Over sampling

It has been seen that there are very few sample images for some of the species. For example, for LAG there are only 67, 117 for DOL or 176 for SHARK. Since we have a deep neural network, we will need a lot of training images to avoid overfitting. Therefore it is crucial to do a good oversampling. Here we work with the cropped images of the fishes.

Instead of just making copies of the images, we modify them slightly each time, so they are different and they don't overfit the classifier too much. We use two ways of modifying: rotation and flipping. We could also use others like stretching or changin the brighness. For rotation we rotate the image either 0, 90, 180 or 270 degrees. We don't rotate any other angle because we could either lose information (if we keep the same size we would lose the corners) or add more white pixels like in the image resizing that is explained in other notebook (by doing the image bigger). For flipping we flip the image either horizontally or vertically. Each iteration one operation is chosen randomly and performed on the image.

There are two ways of setting the number of copies. The first one is by manually writing the number for each class. The second one is based in that what we want is to have the same certain number of images per class. Therefore we pass this number and depending on the amont of images of each class it will automatically compute the number of copies of each image.

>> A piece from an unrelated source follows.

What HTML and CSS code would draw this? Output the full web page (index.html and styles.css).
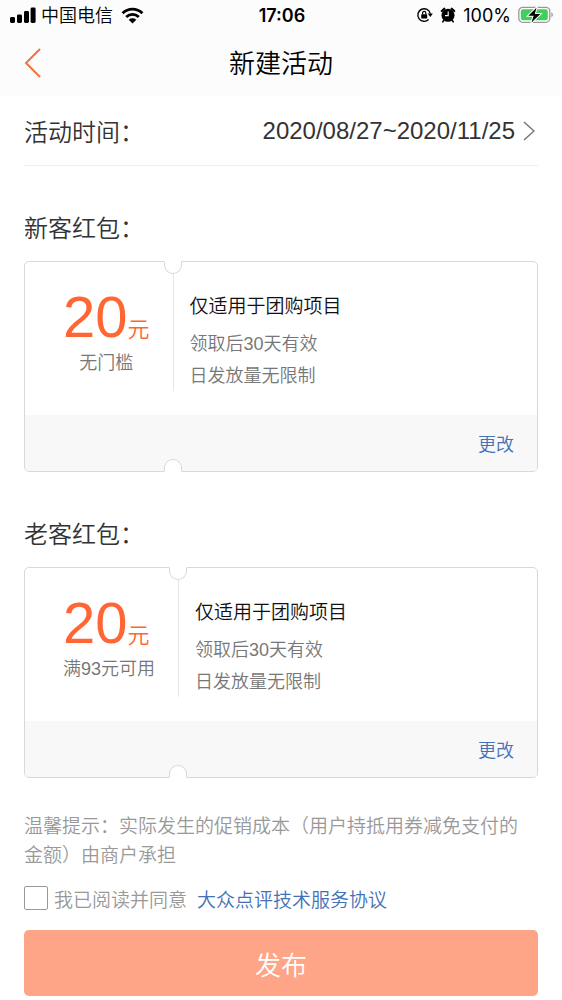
FILE: index.html
```
<!DOCTYPE html>
<html lang="zh-CN">
<head>
<meta charset="utf-8">
<meta name="viewport" content="width=device-width, initial-scale=1">
<title>新建活动</title>
<link rel="stylesheet" href="styles.css">
</head>
<body>
<header class="top">
  <div class="status">
    <div class="status-left">
      <svg class="signal" width="26" height="16" viewBox="0 0 26 16" aria-hidden="true">
        <rect x="0" y="10" width="5" height="6" rx="1.4"/><rect x="7" y="7.500" width="5" height="8.500" rx="1.400"/><rect x="14" y="4" width="5" height="12" rx="1.400"/><rect x="20.600" y="0.500" width="5" height="15.500" rx="1.400"/>
      </svg>
      <span class="carrier">中国电信</span>
      <svg class="wifi" width="23" height="17" viewBox="0 0 23 17" aria-hidden="true">
        <path d="M1.600 6.200C7.200.7 15.800.7 21.400 6.200M5.200 10C8.900 6.500 14.100 6.500 17.800 10" fill="none" stroke="#000" stroke-width="2.900"/>
        <path d="M7.700 12.700c2.300-1.900 5.300-1.900 7.600 0L11.500 16.500z"/>
      </svg>
    </div>
    <time class="clock">17:06</time>
    <div class="status-right">
      <svg width="17" height="16" viewBox="0 0 17 16" aria-hidden="true">
        <path d="M14.300 6.600A6.300 6.300 0 1 0 12.600 12.500" fill="none" stroke="#000" stroke-width="1.400"/>
        <path d="M11.600 6.600h5.200L14.400 10z"/>
        <rect x="5.200" y="7.200" width="6" height="4.300" rx=".6"/>
        <path d="M6.600 7.200V6a1.600 1.600 0 0 1 3.200 0V7.200" fill="none" stroke="#000" stroke-width="1.200"/>
      </svg>
      <svg width="16" height="16" viewBox="0 0 16 16" aria-hidden="true">
        <circle cx="8" cy="8.300" r="6.500"/>
        <path d="M1.800 4 4.300 1.700M14.200 4 11.700 1.700" stroke="#000" stroke-width="2.200" stroke-linecap="round"/>
        <path d="M3.900 13 2.800 14.800M12.100 13l1.100 1.800" stroke="#000" stroke-width="1.600" stroke-linecap="round"/>
        <path d="M8.200 4.600v4H5" fill="none" stroke="#fff" stroke-width="1.100"/>
      </svg>
      <span class="percent">100%</span>
      <svg class="battery" width="36" height="18" viewBox="0 0 36 18" aria-hidden="true">
        <rect x=".8" y="1.300" width="31" height="15" rx="4" fill="#fff" stroke="#999" stroke-width="1.300"/>
        <rect x="2.800" y="3.300" width="27" height="11" rx="2.200" fill="#3fcf5b"/>
        <path d="M33.400 6.300c1.900.9 1.900 4.100 0 5z" fill="#999"/>
        <path class="bolt" d="M18.500 1.800 10.300 9.800h5.300l-2 6.600L22.300 8h-5.500z"/>
      </svg>
    </div>
  </div>
  <div class="nav">
    <button class="back" type="button" aria-label="返回">
      <svg width="18" height="32" viewBox="0 0 18 32" aria-hidden="true"><path d="M16 2 2 16 16 30" fill="none" stroke="#f4733f" stroke-width="2"/></svg>
    </button>
    <h1 class="nav-title">新建活动</h1>
  </div>
</header>

<main class="page">
  <div class="period">
    <span id="period-label">活动时间：</span>
    <button class="period-value" type="button" aria-describedby="period-label">2020/08/27~2020/11/25
      <svg width="12" height="20" viewBox="0 0 12 20" aria-hidden="true"><path d="M1 1l10 9L1 19" fill="none" stroke="#777" stroke-width="1.500"/></svg>
    </button>
  </div>

  <section class="group">
    <h2 class="group-title">新客红包：</h2>
    <article class="coupon">
      <div class="worth">
        <p class="price">20<span class="unit">元</span></p>
        <p class="condition">无门槛</p>
      </div>
      <div class="detail">
        <h3 class="scope">仅适用于团购项目</h3>
        <p class="rule">领取后30天有效</p>
        <p class="rule">日发放量无限制</p>
      </div>
      <div class="actions"><button class="edit" type="button">更改</button></div>
      <i class="notch notch-top"></i>
      <i class="notch notch-bottom"></i>
    </article>
  </section>

  <section class="group">
    <h2 class="group-title">老客红包：</h2>
    <article class="coupon">
      <div class="worth">
        <p class="price">20<span class="unit">元</span></p>
        <p class="condition">满93元可用</p>
      </div>
      <div class="detail">
        <h3 class="scope">仅适用于团购项目</h3>
        <p class="rule">领取后30天有效</p>
        <p class="rule">日发放量无限制</p>
      </div>
      <div class="actions"><button class="edit" type="button">更改</button></div>
      <i class="notch notch-top"></i>
      <i class="notch notch-bottom"></i>
    </article>
  </section>

  <p class="tips">温馨提示：实际发生的促销成本（用户持抵用券减免支付的金额）由商户承担</p>
  <div class="agree">
    <input class="agree-box" type="checkbox" id="agree">
    <label for="agree">我已阅读并同意</label>
    <a class="agree-link" href="#">大众点评技术服务协议</a>
  </div>
  <button class="publish" type="button">发布</button>
</main>
</body>
</html>
```
FILE: styles.css
```
* {
  box-sizing: border-box;
}

body,
h1,
h2,
h3,
p {
  margin: 0;
  font-weight: 350;
}

body {
  background: #fff;
  color: #333;
  font-family: "Liberation Sans", "Noto Sans CJK SC", sans-serif;
}

button {
  padding: 0;
  border: 0;
  background: none;
  color: inherit;
  font: inherit;
  cursor: pointer;
}

svg {
  display: block;
  flex: none;
}

/* Status bar and navigation */
.top {
  background: #fcfcfc;
  color: #000;
}

.status {
  display: grid;
  grid-template-columns: 1fr auto 1fr;
  align-items: center;
  height: 30px;
  padding: 0 8px 0 10px;
}

.status-left,
.status-right {
  display: flex;
  align-items: center;
}

.status-left {
  gap: 5px;
}

.status-right {
  justify-content: flex-end;
  gap: 7px;
}

.wifi {
  margin-left: 3px;
}

.carrier {
  padding-top: 2px;
  font-size: 18px;
  line-height: 28px;
}

.clock,
.percent {
  padding-top: 2px;
  font-family: Inter, "Liberation Sans", sans-serif;
  font-size: 18px;
  font-weight: 400;
  line-height: 28px;
}

.clock {
  font-weight: 600;
}

.bolt {
  stroke: #fff;
  stroke-width: 2px;
  paint-order: stroke;
}

.nav {
  display: grid;
  grid-template-columns: 1fr auto 1fr;
  align-items: center;
  height: 66px;
  padding: 0 24px;
}

.back {
  justify-self: start;
}

.nav-title {
  padding-top: 2px;
  font-size: 26px;
  line-height: 36px;
}

.page {
  padding: 0 24px 4px;
}

.period {
  display: flex;
  align-items: center;
  justify-content: space-between;
  height: 70px;
  border-bottom: 1px solid #f0f0f0;
  font-size: 24px;
}

.period-value {
  display: flex;
  align-items: center;
  gap: 8px;
  padding-right: 3px;
}

/* Coupons */
.group {
  padding-top: 45px;
}

.group-title {
  margin-bottom: 14px;
  font-size: 24px;
  line-height: 36px;
}

.coupon {
  position: relative;
  display: grid;
  grid-template-columns: auto 1fr;
  border: 1px solid #d8d8d8;
  border-radius: 5px;
}

.worth {
  padding: 24px 23px 0 38px;
}

.price {
  height: 62px;
  color: #ff6633;
  font-size: 58px;
  line-height: 62px;
}

.unit {
  font-size: 22px;
  line-height: 30px;
}

.condition {
  color: #777;
  font-size: 18px;
  line-height: 30px;
  text-align: center;
}

.detail {
  margin-bottom: 24px;
  padding: 30px 16px 0;
  border-left: 1px solid #e8e8e8;
}

.scope {
  margin-bottom: 7px;
  color: #111;
  font-size: 19px;
  line-height: 30px;
}

.rule {
  color: #777;
  font-size: 18px;
  line-height: 30px;
}

.rule + .rule {
  margin-top: 2px;
}

.actions {
  grid-column: 1 / -1;
  display: flex;
  justify-content: flex-end;
  align-items: center;
  height: 56px;
  padding: 4px 23px 0;
  border-radius: 0 0 4px 4px;
  background: #f8f8f8;
}

.edit {
  color: #4472b8;
  font-size: 18px;
  line-height: 30px;
}

.notch {
  position: absolute;
  left: -9px;
  grid-column: 2;
  grid-row: 1 / 3;
  width: 18px;
  height: 13px;
  border: 1px solid #d8d8d8;
  background: #fff;
}

.notch-top {
  top: -1px;
  border-top-color: #fff;
  border-radius: 0 0 9px 9px;
}

.notch-bottom {
  bottom: -1px;
  border-bottom-color: #fff;
  border-radius: 9px 9px 0 0;
}

/* Terms and submit */
.tips {
  margin-top: 34px;
  padding-right: 8px;
  color: #999;
  font-size: 19px;
  line-height: 29px;
}

.agree {
  display: flex;
  align-items: center;
  margin: 13px 0 11px;
  color: #999;
  font-size: 19px;
  line-height: 36px;
}

.agree-box {
  appearance: none;
  width: 24px;
  height: 24px;
  margin: 0 6px 6px 0;
  border: 1px solid #999;
  border-radius: 2px;
  background: #fff;
}

.agree-box:checked {
  background: #ff6633;
}

.agree-link {
  margin-left: 10px;
  color: #4472b8;
  text-decoration: none;
}

.publish {
  display: block;
  width: 100%;
  height: 66px;
  border-radius: 5px;
  background: #ffa587;
  color: #fff;
  font-size: 26px;
}
```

This notebook was very handy to create all the training data for the classifier.


In [ ]:
import numpy as np
import scipy
import os
from SimpleCV import *
import cv2
import matplotlib.pyplot as plt
%matplotlib inline
plt.rcParams['figure.figsize'] = (10.0, 8.0) # set default size of plots
plt.rcParams['image.interpolation'] = 'nearest'
plt.rcParams['image.cmap'] = 'gray'
from skimage import color
from PIL import Image
import imutils

In [6]:
def choose_operation():
    operations = ['rotation','flipping']
    operation = np.random.randint(0,len(operations))
    return operations[operation]

def rotation(image):
    angle = np.random.choice((0,90,180,270))
    image = imutils.rotate_bound(image,angle)
    return image

def flipping(image):
    flip = np.random.randint(0,2)
    if flip == 0:
        image = cv2.flip(image,0)
    else:
        image = cv2.flip(image,1)            
    return image


def determine_copies(classes): 
    if classes == 'ALB':
        copies = 2
    if classes == 'BET':
        copies = 10
    if classes == 'DOL':
        copies = 50
    if classes == 'LAG':
        copies = 54
    if classes == 'SHARK':
        copies = 26
    if classes == 'YFT':
        copies = 3
    return copies
    
    

fish_classes = ['ALB','LAG','DOL','SHARK','YFT','BET']
number_classes = len(fish_classes)
number_final = 600
main_load_path = '../train_cut'
main_save_path = '../train_cut_oversample'

for classes in fish_classes:
    path_class = os.path.join(main_load_path,classes)
    if classes=='ALB' or classes=='BET' or classes=='YFT':
        save_path = os.path.join(main_save_path,'TUNA')
    else:
        save_path = os.path.join(main_save_path,classes)  
    
    if not os.path.exists(save_path):
            os.makedirs(save_path)
    number_original = float(len(os.listdir(path_class)))
    copies_per_image = determine_copies(classes)
    #copies_per_image = int(round(number_final/number_original))
    for image in os.listdir(path_class):
        path = os.path.join(path_class,image)
        im_initial = cv2.imread(path)
        for iteration in range(0,copies_per_image):
            name = str(np.random.randn()) + '_'+str(iteration)+ '.jpg'
            if iteration == 0:
                im = Image.fromarray(im_initial)
                im.save(save_path+'/'+name)
            else:
                operation = choose_operation()
                
                if operation == 'rotation':
                    im = np.array(im_initial)
                    im = rotation(im)
                    name = str(np.random.randn()) + '_'+str(iteration)+ '.jpg'
                if operation == 'flipping':
                    im = np.array(im_initial)
                    im = flipping(im)
                    name = str(np.random.randn()) + '_'+str(iteration)+ '.jpg'
            im = np.array(im)
            im = cv2.cvtColor(im,cv2.COLOR_BGR2RGB)
            im = Image.fromarray(im)
            
            im.save(save_path+'/'+name)
    print(classes+' finished')


ALB finished
LAG finished
DOL finished
SHARK finished
YFT finished
BET finished